The last few months have tested this notion again. When the U.K. was about to vote on its membership of the European Union, some investors and analysts warned that scared foreigners could dump British sovereign bonds, driving the government’s borrowing costs to skyrocket.


They were wrong. The day after Brexit, gilt prices rose 3.5%.


Zu den Fakten, die lange Zeit brauchen, um durchzusickern gehört auch dieser: Länder, die sich in ihrer eigenen Währung verschulden, müssen niemals bankrott gehen. In den letzten Monaten wurde dieser Fakt wieder auf eine Probe gestellt. Als Großbritannien kurz vor der Wahl stand, aus der EU auszutreten, warnten einige Investoren und Analysten davor, dass Ausländer die britischen Staatsanleihen verkaufen würden und dadurch die Zinslast der britischen Regierung stark ansteigen würde. Dies war falsch. Am Tag nach dem Brexit stiegen die Preise der britischen Staatsanleihen um 3.5% [Anm. D. Ehnts: wodurch die effektive Verzinsung fiel].
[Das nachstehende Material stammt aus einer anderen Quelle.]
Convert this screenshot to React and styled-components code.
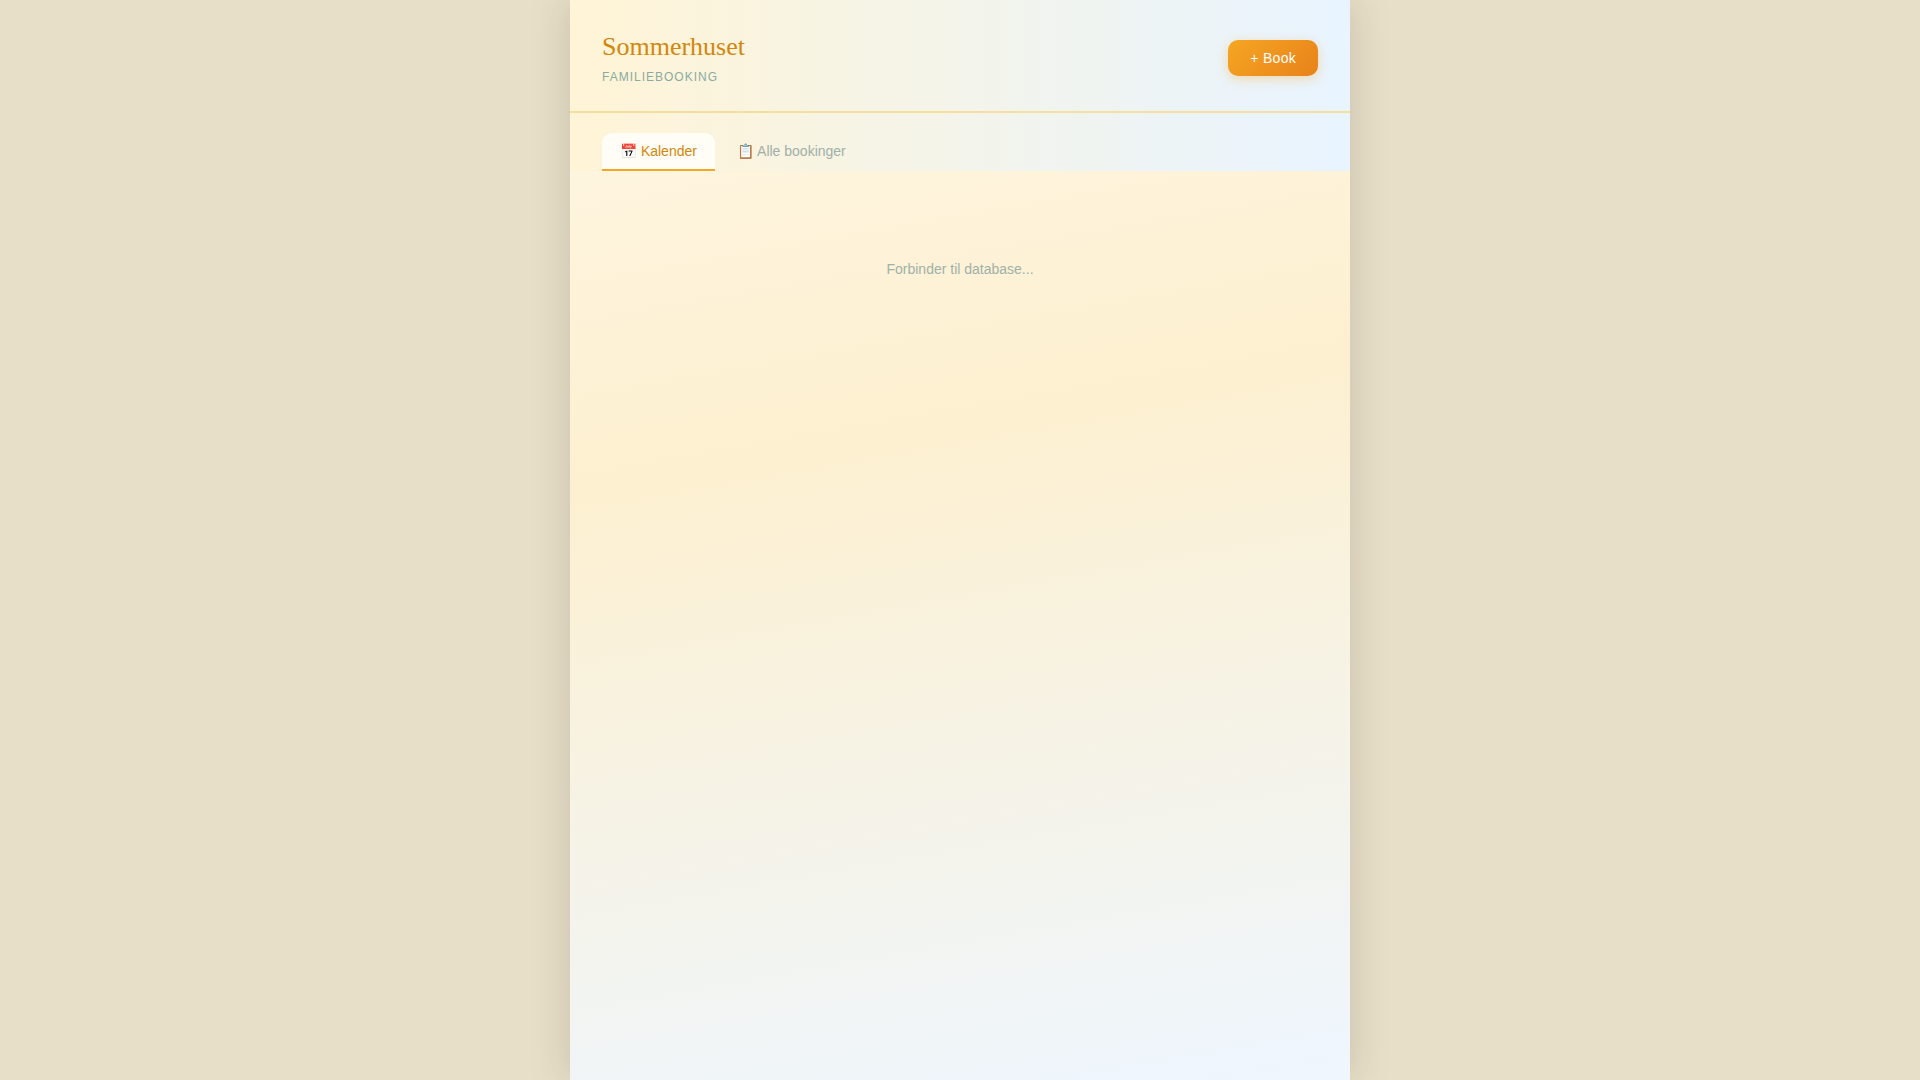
import { useState } from "react";
import styled, { createGlobalStyle } from "styled-components";

const GlobalStyle = createGlobalStyle`
    * {
        box-sizing: border-box;
    }

    body {
        margin: 0;
        background: #e8dfc8;
        font-family: "Liberation Sans", Arial, sans-serif;
    }
`;

const Page = styled.div`
    max-width: 780px;
    min-height: 100vh;
    margin: 0 auto;
    background: linear-gradient(170deg, #fff8e7 0%, #fdf0d0 40%, #eef6ff 100%);
    box-shadow: 0 0 40px rgba(0, 0, 0, 0.15);
`;

const Header = styled.header`
    display: flex;
    justify-content: space-between;
    align-items: center;
    padding: 28px 32px 23px;
    background: linear-gradient(90deg, #fff4d6, #e8f4ff);
    border-bottom: 2px solid #f5dfa0;
`;

const Title = styled.h1`
    margin: 0;
    color: #d4860b;
    font-family: "Liberation Serif", "Times New Roman", serif;
    font-weight: 400;
    font-size: 26px;
    line-height: 38px;
`;

const Subtitle = styled.p`
    margin: 0;
    color: #8aab9e;
    font-size: 12px;
    line-height: 22px;
    letter-spacing: 1px;
    text-transform: uppercase;
`;

const BookButton = styled.button`
    padding: 10px 22px;
    border: none;
    border-radius: 10px;
    background: linear-gradient(135deg, #f5a623, #e8821a);
    box-shadow: 0 3px 12px rgba(245, 166, 35, 0.35);
    color: #ffffff;
    font-family: inherit;
    font-size: 14px;
    line-height: 16px;
    letter-spacing: 0.02em;
    cursor: pointer;
`;

const Tabs = styled.nav`
    display: flex;
    gap: 4px;
    padding: 20px 32px 0;
    background: linear-gradient(90deg, #fff4d6, #e8f4ff);
`;

const Tab = styled.button`
    padding: 10px 18px;
    border: none;
    border-bottom: 2px solid ${({ $active }) => ($active ? "#f5a623" : "transparent")};
    border-radius: 10px 10px 0 0;
    background: ${({ $active }) => ($active ? "#fffdf5" : "transparent")};
    color: ${({ $active }) => ($active ? "#d4860b" : "#a0b0a8")};
    font-family: inherit;
    font-size: 14px;
    line-height: 16px;
    cursor: pointer;
`;

const Content = styled.main`
    padding: 88px 32px;
`;

const Loading = styled.p`
    margin: 0;
    color: #a0b0a8;
    font-size: 14px;
    line-height: 20px;
    text-align: center;
`;

const tabs = [
    { id: "calendar", label: "📅 Kalender" },
    { id: "list", label: "📋 Alle bookinger" },
];

const App = () => {
    const [view, setView] = useState("calendar");

    return (
        <Page>
            <GlobalStyle />
            <Header>
                <div>
                    <Title>Sommerhuset</Title>
                    <Subtitle>Familiebooking</Subtitle>
                </div>
                <BookButton type="button">+ Book</BookButton>
            </Header>

            <Tabs>
                {tabs.map((tab) => (
                    <Tab key={tab.id} type="button" $active={view === tab.id} onClick={() => setView(tab.id)}>
                        {tab.label}
                    </Tab>
                ))}
            </Tabs>

            <Content>
                <Loading>Forbinder til database...</Loading>
            </Content>
        </Page>
    );
};

export default App;
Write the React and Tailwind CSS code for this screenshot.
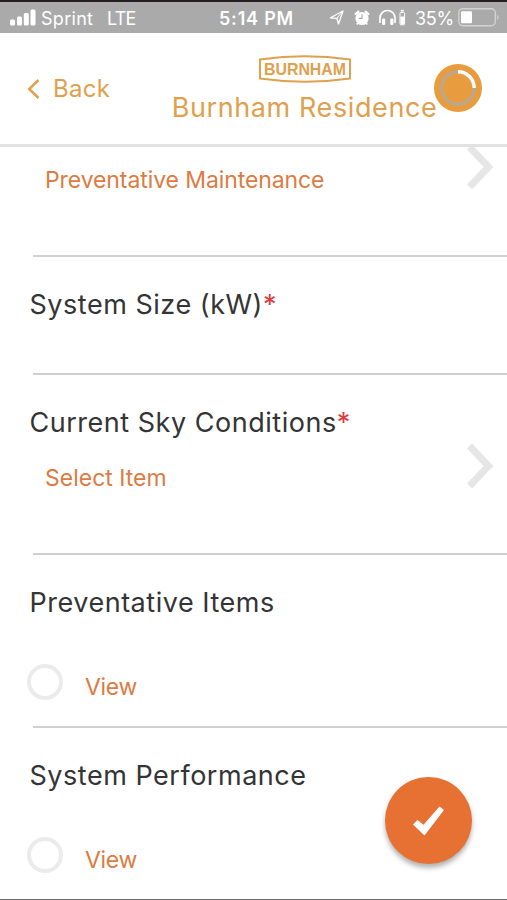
const SECTION_TITLE = "ml-[29.5px] text-[27px] leading-8 tracking-[0.52px] text-[#343436] whitespace-nowrap";

function SignalBars() {
    return (
        <svg width="26" height="17" viewBox="0 0 26 17" fill="#fff">
            <rect x="0" y="10.5" width="5" height="6" rx="1.5" />
            <rect x="7" y="7.5" width="5" height="9" rx="1.5" />
            <rect x="13.8" y="4" width="5" height="12.5" rx="1.5" />
            <rect x="20.5" y="0.5" width="5" height="16" rx="1.5" />
        </svg>
    );
}

function StatusIcons() {
    return (
        <svg width="78" height="20" viewBox="0 0 78 20" fill="none" stroke="#fff">
            {/* Location arrow */}
            <path d="M1.5 9.8 L14 3 L9.5 16 L7.9 10.3 Z" strokeWidth="1.3" strokeLinejoin="round" />
            <path d="M7.9 10.3 L14 3" strokeWidth="1" />
            {/* Alarm clock */}
            <circle cx="33" cy="10.5" r="6.6" fill="#fff" stroke="none" />
            <path d="M26.6 6 L29.4 3.6 M39.4 6 L36.6 3.6" strokeWidth="2.2" strokeLinecap="round" />
            <path d="M28.8 15 L27.8 16.5 M37.2 15 L38.2 16.5" strokeWidth="1.6" />
            <path d="M29.8 10.3 H33 V6.3" stroke="#aaa" strokeWidth="1.2" />
            {/* Headphones with their battery */}
            <path d="M51 15 V10 A7.5 7.5 0 0 1 66 10 V15" strokeWidth="1.7" />
            <rect x="53" y="10.5" width="3.2" height="6.5" rx="1.2" fill="#fff" stroke="none" />
            <rect x="61.2" y="10.5" width="3.2" height="6.5" rx="1.2" fill="#fff" stroke="none" />
            <rect x="71" y="4.5" width="4.6" height="12.3" rx="1" strokeWidth="1" />
            <path d="M71.8 2.7 H74.8" strokeWidth="1.6" />
            <rect x="71.5" y="8.5" width="3.6" height="8" fill="#fff" stroke="none" />
        </svg>
    );
}

function Battery() {
    return (
        <svg width="42" height="19" viewBox="0 0 42 19" fill="none">
            <rect x="0.8" y="0.8" width="36.5" height="17" rx="4" stroke="#d2d2d2" strokeWidth="1.4" />
            <rect x="3" y="3.2" width="11" height="12" rx="1.2" fill="#fff" />
            <path d="M39.2 6.5 Q42 9.3 39.2 12.3 Z" fill="#d2d2d2" />
        </svg>
    );
}

function StatusBar() {
    return (
        <div className="h-[33px] shrink-0 border-t-2 border-[#231f20] bg-[#aaaaaa] flex items-center pl-[10px] text-white text-[18px] leading-[31px] whitespace-nowrap">
            <SignalBars />
            <span className="mt-px ml-[5px] w-[66px] tracking-[0.3px]">Sprint</span>
            <span className="mt-px w-[112px] tracking-[-0.8px]">LTE</span>
            <span className="mt-px w-[110px] font-semibold tracking-[0.8px]">5:14 PM</span>
            <StatusIcons />
            <span className="mt-px ml-[8px] w-[43px] tracking-[-0.3px]">35%</span>
            <Battery />
        </div>
    );
}

function BurnhamLogo() {
    return (
        <svg width="92" height="28" viewBox="0 0 92 28" fill="none">
            <path d="M1 4.5 Q46 -2 91 4.5 V23.5 Q46 30 1 23.5 Z" stroke="#dfa050" strokeWidth="2" />
            <text x="5" y="19.6" textLength="82" lengthAdjust="spacingAndGlyphs" fill="#e0a04e" fontSize="16.5" fontWeight="700" fontFamily="Liberation Sans, Arial, sans-serif">
                BURNHAM
            </text>
        </svg>
    );
}

function Spinner() {
    return (
        <svg className="ml-[-3px] mt-[31px] shrink-0" width="48" height="48" viewBox="0 0 48 48" fill="none">
            <circle cx="24" cy="24" r="24" fill="#e99c3e" />
            <circle cx="24" cy="24" r="16.2" stroke="#bba88c" strokeWidth="3.4" />
            <path d="M24 7.8 A16.2 16.2 0 0 1 40.2 24" stroke="#fff" strokeWidth="3.4" />
        </svg>
    );
}

function Header() {
    return (
        <header className="h-[114px] shrink-0 border-b-[3px] border-[#e2e2e2] flex items-start text-[#e0a04e] whitespace-nowrap">
            <button className="mt-[40px] ml-[27px] w-[145px] flex items-center text-[24px] leading-8 tracking-[0.3px]">
                <svg className="mr-[13px]" width="13" height="21" viewBox="0 0 13 21" fill="none">
                    <path d="M11.5 1 L2.2 10 L11.5 19" stroke="currentColor" strokeWidth="2.5" />
                </svg>
                Back
            </button>
            <div className="mt-[22px] w-[265px] flex flex-col items-center">
                <BurnhamLogo />
                <h1 className="mt-[9px] text-[27px] leading-8 tracking-[0.6px]">Burnham Residence</h1>
            </div>
            <Spinner />
        </header>
    );
}

function Chevron({ className }) {
    return (
        <svg className={className} width="28" height="48" viewBox="0 0 28 48" fill="none">
            <path d="M3.5 4 L22.5 24 L3.5 44" stroke="#e6e6e6" strokeWidth="7" />
        </svg>
    );
}

function Divider() {
    return <div className="mt-auto ml-[33px] h-[2px] bg-[#d0d0d0]" />;
}

function ViewRow() {
    return (
        <div className="mt-[42px] ml-[27px] flex items-center">
            <span className="w-9 h-9 rounded-full border-[4px] border-[#ebebeb]" />
            <span className="mt-[10px] ml-[22px] text-[23px] leading-8 tracking-[-0.3px] text-[#dc7b43]">View</span>
        </div>
    );
}

export default function App() {
    return (
        <div className="relative w-[507px] h-[900px] overflow-hidden bg-white flex flex-col font-['Inter',sans-serif]">
            <StatusBar />
            <Header />

            <section className="h-[110px] shrink-0 overflow-hidden flex flex-col">
                <div className="flex items-start justify-between pl-[45px] pr-[13px] text-[23px] leading-8 text-[#dc7b43]">
                    <span className="mt-[17px] tracking-[-0.09px] whitespace-nowrap">Preventative Maintenance</span>
                    <Chevron className="mt-[-4px]" />
                </div>
                <Divider />
            </section>

            <section className="h-[118px] shrink-0 pt-8 flex flex-col">
                <h2 className={SECTION_TITLE}>
                    System Size (kW)<span className="text-[#e0393e]">*</span>
                </h2>
                <Divider />
            </section>

            <section className="h-[180px] shrink-0 pt-8 flex flex-col">
                <h2 className={SECTION_TITLE}>
                    Current Sky Conditions<span className="text-[#e0393e]">*</span>
                </h2>
                <div className="flex items-start justify-between pl-[45px] pr-[13px] text-[23px] leading-8 text-[#dc7b43]">
                    <span className="mt-[23px]">Select Item</span>
                    <Chevron className="mt-[3px]" />
                </div>
                <Divider />
            </section>

            <section className="h-[173px] shrink-0 pt-8 flex flex-col">
                <h2 className={SECTION_TITLE}>Preventative Items</h2>
                <ViewRow />
                <Divider />
            </section>

            <section className="h-[172px] shrink-0 pt-8 border-b border-[#6b6b6b]">
                <h2 className={SECTION_TITLE}>System Performance</h2>
                <ViewRow />
            </section>

            {/* Floating submit button */}
            <button
                className="absolute left-[384.5px] top-[777px] w-[87px] h-[87px] rounded-full bg-[#e67132] shadow-[0_4px_5px_rgba(0,0,0,0.3)] flex items-center justify-center"
                aria-label="Submit"
            >
                <svg width="31" height="30" viewBox="0 0 31 30" fill="#fff">
                    <path d="M0 18.5 L4.5 14 L10.5 18.8 L26.5 0.5 L31 4 L11.5 29.5 Z" />
                </svg>
            </button>
        </div>
    );
}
Meiner Meinung nach liegt das WSJ richtig, und die Autoren in der NYT liegen falsch. Außerhalb der Eurozone hat keines der anderen modernen Industrieländer Probleme mit steigenden Zinsen gehabt: überall wurden die Zinsen auf Null reduziert oder stark gesenkt, keine Zentralbank stand vor Problemen bei der Zinssenkung. Weder in Schweden, Dänemark, Japan, Kanada, Australien, Neuseeland oder auch in China verloren die Zentralbanken die Kontrolle über die langfristigen Zinsen. Im Gegenteil: die japanische Zentralbank hat nun den Zielwert der Verzinsung von 10-jährigen japanischen Staatsanleihen auf 0,0% festgesetzt. Bisher hat die Zentralbank ihre Idee durchgesetzt - die Verzinsung liegt knapp unter aber nahe bei Null Prozent.


Es ist interessant, dass langsam die Erkenntnisse der Ökonomie Eingang finden in die öffentliche Debatte über Währungen und Staatsverschuldung. In Deutschland habe ich Ähnliches bisher leider noch nicht beobachten können. Sobald ich etwas sehe, werde ich es an dieser Stelle veröffentlichen.